───── THE RECORDS ─────

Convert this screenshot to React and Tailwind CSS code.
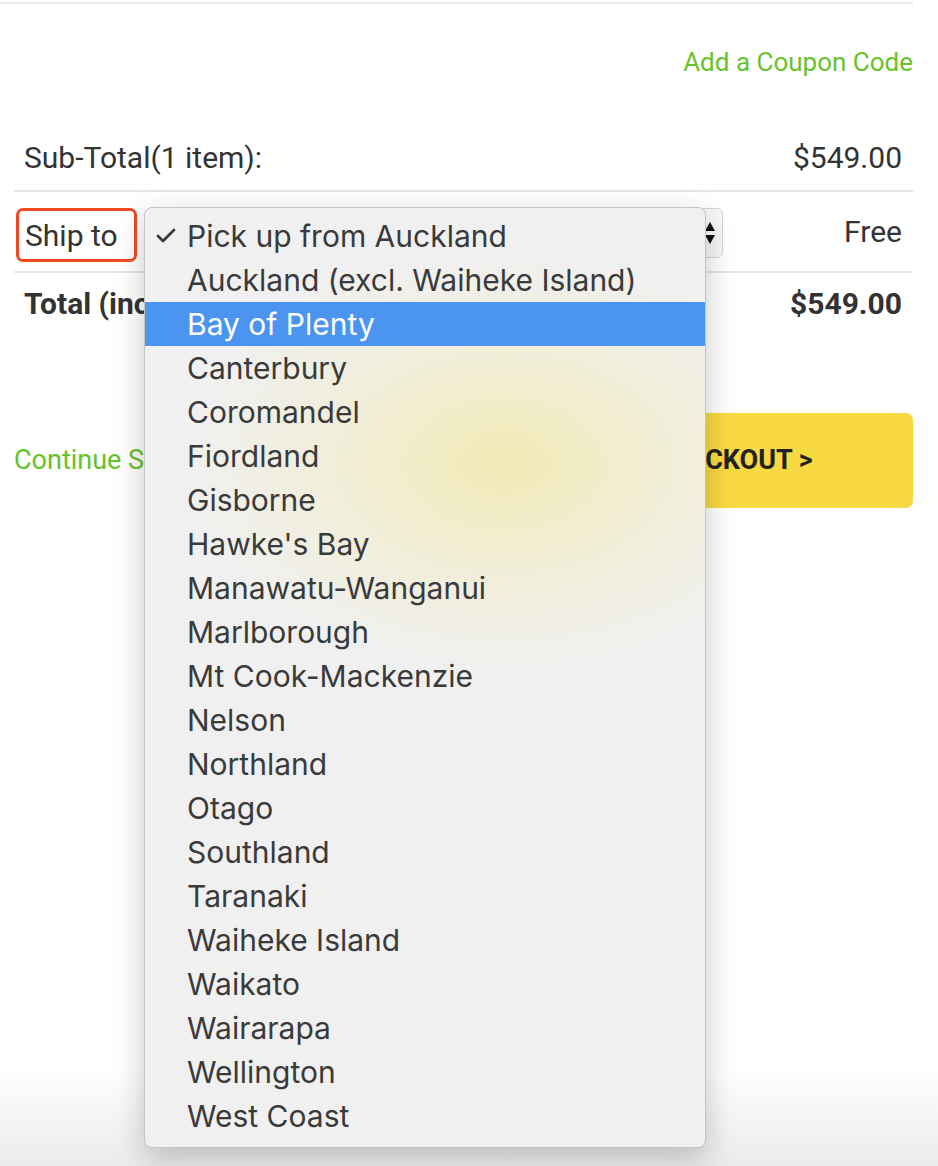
import { Check } from 'lucide-react';

const regions = [
  'Pick up from Auckland',
  'Auckland (excl. Waiheke Island)',
  'Bay of Plenty',
  'Canterbury',
  'Coromandel',
  'Fiordland',
  'Gisborne',
  "Hawke's Bay",
  'Manawatu-Wanganui',
  'Marlborough',
  'Mt Cook-Mackenzie',
  'Nelson',
  'Northland',
  'Otago',
  'Southland',
  'Taranaki',
  'Waiheke Island',
  'Waikato',
  'Wairarapa',
  'Wellington',
  'West Coast',
];

function App() {
  return (
    <div className="relative w-[938px] h-[1166px] bg-white overflow-hidden flex flex-col font-['Roboto',sans-serif] text-[#333]">
      {/* Cart summary */}
      <div className="mt-[2px] mr-[25px] border-t-2 border-[#e8e8e8]">
        <div className="pt-[42px] flex justify-end">
          <a className="text-[26px] leading-[32px] text-[#68c22c]">Add a Coupon Code</a>
        </div>

        <div className="ml-[14px] mt-[63px]">
          <div className="flex items-center justify-between pl-[10px] pr-[11px] pb-[15px] border-b-2 border-[#e6e6e6] text-[30px] leading-[34px]">
            <span>Sub-Total(1 item):</span>
            <span>$549.00</span>
          </div>

          <div className="flex items-start h-[81px] pt-[16px] pl-[2px] pr-[11px] border-b-2 border-[#e6e6e6] text-[30px]">
            <span className="h-[54px] w-[121px] flex items-center pl-[6px] border-[3px] border-[#f04a24] rounded-[7px]">Ship to</span>
            {/* native select, mostly hidden by its open popup */}
            <div className="ml-[11px] w-[575px] h-[50px] border border-[#d4d4d4] rounded-[6px] bg-[#f7f7f7] flex items-center justify-end pr-[6px]">
              <svg width="12" height="30" viewBox="0 0 12 30">
                <path d="M6 4 L11 13 L1 13 Z" fill="#111" />
                <path d="M6 26 L11 17 L1 17 Z" fill="#111" />
              </svg>
            </div>
            <span className="ml-auto leading-[48px]">Free</span>
          </div>

          <div className="flex items-center justify-between h-[60px] pl-[10px] pr-[11px] text-[30px] font-bold">
            <span>Total (incl. GST):</span>
            <span>$549.00</span>
          </div>

          <div className="mt-[80px] flex items-center justify-between">
            <a className="text-[27px] text-[#68c22c]">Continue Shopping</a>
            <button className="w-[360px] h-[95px] rounded-[7px] bg-[#f9d942] text-[27px] font-bold text-[#222] flex items-center justify-center">
              CHECKOUT &gt;
            </button>
          </div>
        </div>
      </div>

      <div className="flex-1" />
      {/* bottom fade */}
      <div className="h-[100px] bg-gradient-to-b from-white to-[#ebebeb]" />

      {/* open select popup */}
      <div className="absolute left-[144px] top-[207px] w-[562px] h-[941px] rounded-[8px] border border-[#c4c4c4] bg-[#f0f0f0] shadow-[0_10px_30px_rgba(0,0,0,0.22)] overflow-hidden font-['Inter',sans-serif]">
        <div className="absolute inset-0 bg-[radial-gradient(ellipse_320px_210px_at_360px_255px,rgba(242,233,178,0.95),rgba(242,236,195,0.55)_50%,rgba(240,240,240,0)_100%)]" />
        <ul className="relative pt-[6px]">
          {regions.map((name, i) => (
            <li
              key={name}
              className={
                i === 2
                  ? 'h-[44px] flex items-center pl-[42px] text-[30px] bg-[#4b95f1] text-white'
                  : 'relative h-[44px] flex items-center pl-[42px] text-[30px] text-[#3a3a3a]'
              }
            >
              {i === 0 && (
                <Check className="absolute left-[9px] w-[24px] h-[24px]" strokeWidth={2.75} />
              )}
              {name}
            </li>
          ))}
        </ul>
      </div>
    </div>
  );
}

export default App;
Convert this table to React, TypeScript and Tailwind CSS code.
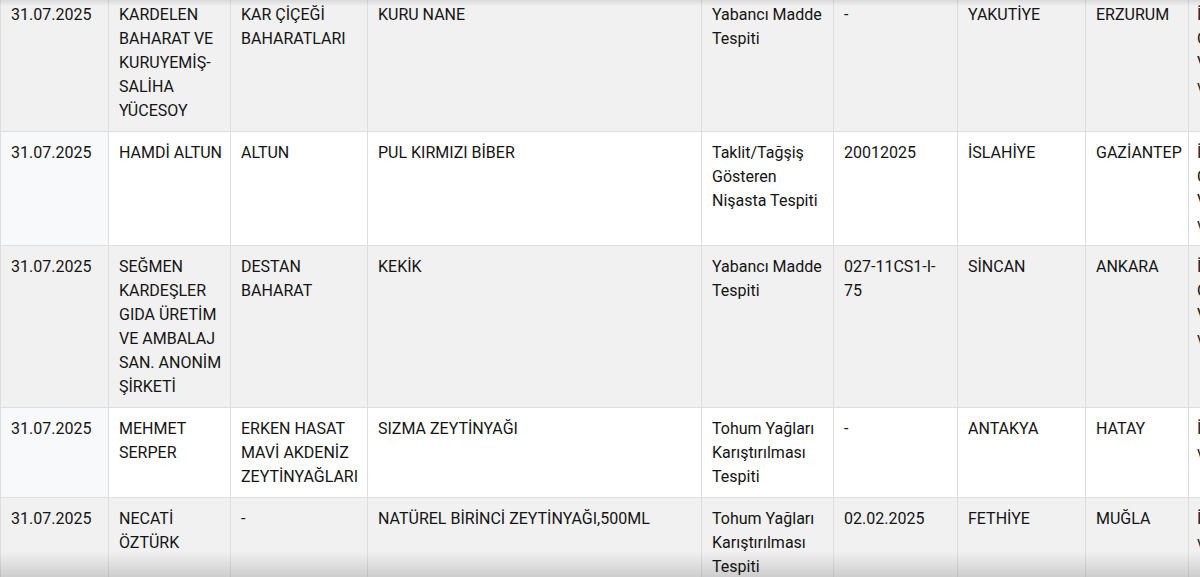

─────

Write out all the records again, exactly, minus any pictures.

Convert this screenshot to React and Tailwind CSS code.
import { Check } from 'lucide-react';

const regions = [
  'Pick up from Auckland',
  'Auckland (excl. Waiheke Island)',
  'Bay of Plenty',
  'Canterbury',
  'Coromandel',
  'Fiordland',
  'Gisborne',
  "Hawke's Bay",
  'Manawatu-Wanganui',
  'Marlborough',
  'Mt Cook-Mackenzie',
  'Nelson',
  'Northland',
  'Otago',
  'Southland',
  'Taranaki',
  'Waiheke Island',
  'Waikato',
  'Wairarapa',
  'Wellington',
  'West Coast',
];

function App() {
  return (
    <div className="relative w-[938px] h-[1166px] bg-white overflow-hidden flex flex-col font-['Roboto',sans-serif] text-[#333]">
      {/* Cart summary */}
      <div className="mt-[2px] mr-[25px] border-t-2 border-[#e8e8e8]">
        <div className="pt-[42px] flex justify-end">
          <a className="text-[26px] leading-[32px] text-[#68c22c]">Add a Coupon Code</a>
        </div>

        <div className="ml-[14px] mt-[63px]">
          <div className="flex items-center justify-between pl-[10px] pr-[11px] pb-[15px] border-b-2 border-[#e6e6e6] text-[30px] leading-[34px]">
            <span>Sub-Total(1 item):</span>
            <span>$549.00</span>
          </div>

          <div className="flex items-start h-[81px] pt-[16px] pl-[2px] pr-[11px] border-b-2 border-[#e6e6e6] text-[30px]">
            <span className="h-[54px] w-[121px] flex items-center pl-[6px] border-[3px] border-[#f04a24] rounded-[7px]">Ship to</span>
            {/* native select, mostly hidden by its open popup */}
            <div className="ml-[11px] w-[575px] h-[50px] border border-[#d4d4d4] rounded-[6px] bg-[#f7f7f7] flex items-center justify-end pr-[6px]">
              <svg width="12" height="30" viewBox="0 0 12 30">
                <path d="M6 4 L11 13 L1 13 Z" fill="#111" />
                <path d="M6 26 L11 17 L1 17 Z" fill="#111" />
              </svg>
            </div>
            <span className="ml-auto leading-[48px]">Free</span>
          </div>

          <div className="flex items-center justify-between h-[60px] pl-[10px] pr-[11px] text-[30px] font-bold">
            <span>Total (incl. GST):</span>
            <span>$549.00</span>
          </div>

          <div className="mt-[80px] flex items-center justify-between">
            <a className="text-[27px] text-[#68c22c]">Continue Shopping</a>
            <button className="w-[360px] h-[95px] rounded-[7px] bg-[#f9d942] text-[27px] font-bold text-[#222] flex items-center justify-center">
              CHECKOUT &gt;
            </button>
          </div>
        </div>
      </div>

      <div className="flex-1" />
      {/* bottom fade */}
      <div className="h-[100px] bg-gradient-to-b from-white to-[#ebebeb]" />

      {/* open select popup */}
      <div className="absolute left-[144px] top-[207px] w-[562px] h-[941px] rounded-[8px] border border-[#c4c4c4] bg-[#f0f0f0] shadow-[0_10px_30px_rgba(0,0,0,0.22)] overflow-hidden font-['Inter',sans-serif]">
        <div className="absolute inset-0 bg-[radial-gradient(ellipse_320px_210px_at_360px_255px,rgba(242,233,178,0.95),rgba(242,236,195,0.55)_50%,rgba(240,240,240,0)_100%)]" />
        <ul className="relative pt-[6px]">
          {regions.map((name, i) => (
            <li
              key={name}
              className={
                i === 2
                  ? 'h-[44px] flex items-center pl-[42px] text-[30px] bg-[#4b95f1] text-white'
                  : 'relative h-[44px] flex items-center pl-[42px] text-[30px] text-[#3a3a3a]'
              }
            >
              {i === 0 && (
                <Check className="absolute left-[9px] w-[24px] h-[24px]" strokeWidth={2.75} />
              )}
              {name}
            </li>
          ))}
        </ul>
      </div>
    </div>
  );
}

export default App;
Convert this table to React, TypeScript and Tailwind CSS code.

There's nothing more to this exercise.